The Expansion of the TLD Space

The third pillar of the current ICANN agenda is the New gTLD Program. With the application window closing on August 12, 2026, organizations considering the operation of a TLD have little time to finalize their strategies.

However, for the anti-abuse community, the concern is not just the number of new extensions, but the quality of their governance. The 2012 round saw the introduction of over 1,200 new gTLDs, which provided a massive canvas for abuse. Weinstein acknowledges that the industry has learned hard lessons from that period.

In this new round, registry operators are facing significantly more robust contractual obligations regarding abuse. The goal is to ensure that these new namespaces are "secure by design." For mailbox providers and filtering vendors, this represents a significant shift: while the sheer volume of TLDs will increase, the baseline expectation for registry-level intervention is being raised, potentially reducing the burden on downstream filters.

Official Responses and the Reality of Remediation

A recurring theme in discussions with ICANN leadership is the clarification of their remit. There is a persistent misconception that ICANN acts as an "abuse desk" for the internet. Weinstein is clear: ICANN does not, and cannot, manage real-time takedowns.

ICANN’s authority is rooted in its contracts with gTLD registries and accredited registrars. These contracts provide the legal leverage to mandate action, but the execution of that action rests with the contracted parties. When a registrar sits on evidence and fails to act, ICANN’s compliance department intervenes. At the extreme end of the spectrum, this can result in the revocation of a registrar’s accreditation—a nuclear option that serves as a powerful deterrent.

Furthermore, it is critical to distinguish between the types of abuse that fall under the ICANN umbrella. ICANN’s current definition of DNS abuse is focused on malware, botnets, phishing, and pharming. "Spam as spam"—the traditional unsolicited bulk email—remains the domain of mailbox providers and the wider email security stack. ICANN is not a content moderator; it is the architect of the technical infrastructure that hosts that content.

Implications for the Future

For the email industry, the takeaway from ICANN86 is clear: the wall between "domain policy" and "email security" is crumbling. As these new policies take hold, the industry can expect:

  1. Increased Accountability: Registrars will be held to higher standards for detecting and mitigating entire networks of malicious domains, rather than reacting to individual reports.
  2. Standardized Access: The development of a centralized disclosure system will eventually replace the ad-hoc, inconsistent process of requesting registration data.
  3. Proactive Governance: The new gTLD round will be the first to feature systemic, contractual abuse-prevention measures, hopefully curbing the exploitation of new namespaces from their inception.

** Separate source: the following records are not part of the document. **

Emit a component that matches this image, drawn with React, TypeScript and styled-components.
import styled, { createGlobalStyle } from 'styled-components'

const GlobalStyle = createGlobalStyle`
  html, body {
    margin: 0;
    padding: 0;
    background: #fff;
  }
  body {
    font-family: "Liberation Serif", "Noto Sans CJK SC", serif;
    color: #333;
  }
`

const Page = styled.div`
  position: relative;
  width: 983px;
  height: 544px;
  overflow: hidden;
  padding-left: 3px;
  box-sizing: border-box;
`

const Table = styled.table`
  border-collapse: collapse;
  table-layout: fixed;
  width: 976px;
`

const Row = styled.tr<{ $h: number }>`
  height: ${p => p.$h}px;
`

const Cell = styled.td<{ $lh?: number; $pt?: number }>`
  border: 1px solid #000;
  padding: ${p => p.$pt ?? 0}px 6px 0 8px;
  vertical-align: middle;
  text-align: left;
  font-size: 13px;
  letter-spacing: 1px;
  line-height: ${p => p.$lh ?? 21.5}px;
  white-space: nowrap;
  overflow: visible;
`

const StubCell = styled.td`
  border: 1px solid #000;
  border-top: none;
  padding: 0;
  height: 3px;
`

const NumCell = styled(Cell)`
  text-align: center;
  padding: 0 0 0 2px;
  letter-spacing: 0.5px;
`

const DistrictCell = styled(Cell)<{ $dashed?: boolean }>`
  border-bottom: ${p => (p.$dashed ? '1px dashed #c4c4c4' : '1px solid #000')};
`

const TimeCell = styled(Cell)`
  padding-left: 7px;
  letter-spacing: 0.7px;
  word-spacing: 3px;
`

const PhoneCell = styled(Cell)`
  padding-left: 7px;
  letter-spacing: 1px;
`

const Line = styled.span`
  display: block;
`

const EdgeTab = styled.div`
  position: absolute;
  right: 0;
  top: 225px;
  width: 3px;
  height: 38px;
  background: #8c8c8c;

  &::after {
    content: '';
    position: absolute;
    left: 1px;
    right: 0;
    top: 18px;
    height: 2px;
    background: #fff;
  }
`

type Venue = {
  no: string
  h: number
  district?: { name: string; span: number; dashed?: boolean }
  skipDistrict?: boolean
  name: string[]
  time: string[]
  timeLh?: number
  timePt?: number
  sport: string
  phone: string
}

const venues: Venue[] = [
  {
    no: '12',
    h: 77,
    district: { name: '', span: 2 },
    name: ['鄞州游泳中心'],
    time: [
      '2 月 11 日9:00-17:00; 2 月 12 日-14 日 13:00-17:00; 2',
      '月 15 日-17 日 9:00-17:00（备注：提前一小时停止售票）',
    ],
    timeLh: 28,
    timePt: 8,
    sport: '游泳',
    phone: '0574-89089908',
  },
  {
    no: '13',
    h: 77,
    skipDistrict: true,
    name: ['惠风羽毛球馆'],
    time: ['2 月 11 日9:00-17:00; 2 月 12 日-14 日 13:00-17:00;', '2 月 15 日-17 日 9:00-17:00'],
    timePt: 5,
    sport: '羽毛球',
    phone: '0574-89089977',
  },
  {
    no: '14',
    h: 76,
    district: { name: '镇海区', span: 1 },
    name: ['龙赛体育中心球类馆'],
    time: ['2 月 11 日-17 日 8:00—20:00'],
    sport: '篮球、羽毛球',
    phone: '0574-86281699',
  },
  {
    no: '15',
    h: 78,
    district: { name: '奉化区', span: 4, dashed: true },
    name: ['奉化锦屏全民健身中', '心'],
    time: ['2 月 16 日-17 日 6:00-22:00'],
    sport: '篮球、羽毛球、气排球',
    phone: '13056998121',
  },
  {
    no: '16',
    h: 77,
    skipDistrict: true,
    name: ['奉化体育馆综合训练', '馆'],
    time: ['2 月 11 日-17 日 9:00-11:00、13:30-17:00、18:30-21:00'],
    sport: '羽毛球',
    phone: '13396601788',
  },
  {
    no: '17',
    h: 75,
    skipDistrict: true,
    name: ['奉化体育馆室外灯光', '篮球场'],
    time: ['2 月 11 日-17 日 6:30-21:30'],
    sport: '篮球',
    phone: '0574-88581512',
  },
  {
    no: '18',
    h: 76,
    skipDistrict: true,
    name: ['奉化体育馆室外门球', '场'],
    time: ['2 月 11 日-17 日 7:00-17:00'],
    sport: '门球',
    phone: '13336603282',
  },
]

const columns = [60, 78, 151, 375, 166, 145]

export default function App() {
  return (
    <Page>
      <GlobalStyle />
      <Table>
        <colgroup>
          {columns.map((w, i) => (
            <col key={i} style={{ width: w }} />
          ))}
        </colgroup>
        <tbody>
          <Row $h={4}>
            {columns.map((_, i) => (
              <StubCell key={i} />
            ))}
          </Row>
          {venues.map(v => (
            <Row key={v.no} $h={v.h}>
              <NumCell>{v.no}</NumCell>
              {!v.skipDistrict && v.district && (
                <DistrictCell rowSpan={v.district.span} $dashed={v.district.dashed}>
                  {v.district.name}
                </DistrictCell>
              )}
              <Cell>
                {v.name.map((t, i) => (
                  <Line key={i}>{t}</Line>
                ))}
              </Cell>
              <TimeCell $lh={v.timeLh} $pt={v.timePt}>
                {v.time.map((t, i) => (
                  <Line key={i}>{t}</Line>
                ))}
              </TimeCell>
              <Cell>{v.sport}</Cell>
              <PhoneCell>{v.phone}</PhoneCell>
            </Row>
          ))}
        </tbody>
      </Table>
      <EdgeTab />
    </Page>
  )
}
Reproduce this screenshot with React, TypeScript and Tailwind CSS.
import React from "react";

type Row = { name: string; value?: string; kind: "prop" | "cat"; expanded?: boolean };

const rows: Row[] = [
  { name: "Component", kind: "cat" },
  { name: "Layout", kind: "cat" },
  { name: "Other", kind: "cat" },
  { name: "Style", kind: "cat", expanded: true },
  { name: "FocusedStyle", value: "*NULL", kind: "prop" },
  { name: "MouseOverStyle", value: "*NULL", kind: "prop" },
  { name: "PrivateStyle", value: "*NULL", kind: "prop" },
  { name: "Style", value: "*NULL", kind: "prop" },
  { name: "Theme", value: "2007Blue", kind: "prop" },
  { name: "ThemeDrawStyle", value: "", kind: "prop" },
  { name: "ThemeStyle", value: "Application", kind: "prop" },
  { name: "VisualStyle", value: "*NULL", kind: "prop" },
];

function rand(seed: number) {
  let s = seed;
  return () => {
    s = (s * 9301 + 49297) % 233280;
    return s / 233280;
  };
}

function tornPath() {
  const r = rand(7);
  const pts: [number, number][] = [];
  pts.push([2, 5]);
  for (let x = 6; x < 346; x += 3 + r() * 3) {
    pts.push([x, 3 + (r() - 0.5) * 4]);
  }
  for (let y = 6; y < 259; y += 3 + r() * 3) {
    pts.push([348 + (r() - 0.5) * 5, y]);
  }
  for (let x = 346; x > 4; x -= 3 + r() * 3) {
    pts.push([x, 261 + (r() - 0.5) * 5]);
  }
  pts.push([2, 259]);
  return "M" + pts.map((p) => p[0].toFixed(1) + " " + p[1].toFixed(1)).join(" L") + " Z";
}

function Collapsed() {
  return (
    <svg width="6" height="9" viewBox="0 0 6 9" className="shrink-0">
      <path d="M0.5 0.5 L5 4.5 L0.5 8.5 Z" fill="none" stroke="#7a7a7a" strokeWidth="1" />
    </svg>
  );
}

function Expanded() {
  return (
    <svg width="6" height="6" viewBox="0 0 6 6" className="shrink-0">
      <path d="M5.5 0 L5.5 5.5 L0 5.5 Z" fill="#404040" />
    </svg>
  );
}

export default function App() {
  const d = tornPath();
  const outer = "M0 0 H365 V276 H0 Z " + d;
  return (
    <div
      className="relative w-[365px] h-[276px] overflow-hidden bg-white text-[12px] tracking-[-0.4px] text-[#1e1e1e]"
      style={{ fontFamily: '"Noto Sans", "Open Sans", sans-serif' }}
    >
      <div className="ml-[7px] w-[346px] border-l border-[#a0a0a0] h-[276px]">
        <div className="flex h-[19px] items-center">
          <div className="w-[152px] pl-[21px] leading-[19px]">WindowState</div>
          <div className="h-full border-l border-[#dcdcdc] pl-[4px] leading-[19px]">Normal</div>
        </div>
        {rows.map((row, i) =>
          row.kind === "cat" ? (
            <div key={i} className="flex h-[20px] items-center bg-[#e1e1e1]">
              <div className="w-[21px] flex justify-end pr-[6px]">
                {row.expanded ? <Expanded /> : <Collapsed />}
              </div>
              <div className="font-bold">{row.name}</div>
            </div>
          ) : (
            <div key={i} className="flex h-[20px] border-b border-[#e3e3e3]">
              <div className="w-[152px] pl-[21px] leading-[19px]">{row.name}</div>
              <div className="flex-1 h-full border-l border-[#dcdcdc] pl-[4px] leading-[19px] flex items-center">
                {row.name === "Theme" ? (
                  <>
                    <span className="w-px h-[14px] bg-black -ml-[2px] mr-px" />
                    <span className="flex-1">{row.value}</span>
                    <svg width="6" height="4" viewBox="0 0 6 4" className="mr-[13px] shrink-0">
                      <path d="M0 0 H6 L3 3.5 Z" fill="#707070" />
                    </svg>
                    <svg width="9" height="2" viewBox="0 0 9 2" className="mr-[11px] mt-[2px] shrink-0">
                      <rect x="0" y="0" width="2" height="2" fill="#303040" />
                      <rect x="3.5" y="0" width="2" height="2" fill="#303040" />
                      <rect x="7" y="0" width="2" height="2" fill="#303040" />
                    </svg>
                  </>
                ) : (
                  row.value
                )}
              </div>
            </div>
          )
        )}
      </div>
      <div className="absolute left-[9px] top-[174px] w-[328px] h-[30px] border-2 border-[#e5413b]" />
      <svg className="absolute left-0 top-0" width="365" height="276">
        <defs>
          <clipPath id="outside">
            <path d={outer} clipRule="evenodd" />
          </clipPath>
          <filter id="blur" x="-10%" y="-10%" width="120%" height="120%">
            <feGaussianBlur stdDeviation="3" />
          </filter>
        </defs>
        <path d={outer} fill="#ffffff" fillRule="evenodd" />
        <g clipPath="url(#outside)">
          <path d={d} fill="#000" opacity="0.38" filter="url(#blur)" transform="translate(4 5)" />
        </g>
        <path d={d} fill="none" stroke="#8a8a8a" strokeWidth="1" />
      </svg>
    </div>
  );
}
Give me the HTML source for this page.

For professionals working in threat intelligence, blocklist management, and anti-abuse operations, ICANN86 demonstrates that the most effective way to address downstream threats is to participate in the upstream policy development process. The invitation is open, and the stakes have never been higher. By engaging with venues like M3AAWG, the APWG, and the ICANN process itself, the email industry can ensure that the future of the DNS is built with the security of the end-user in mind.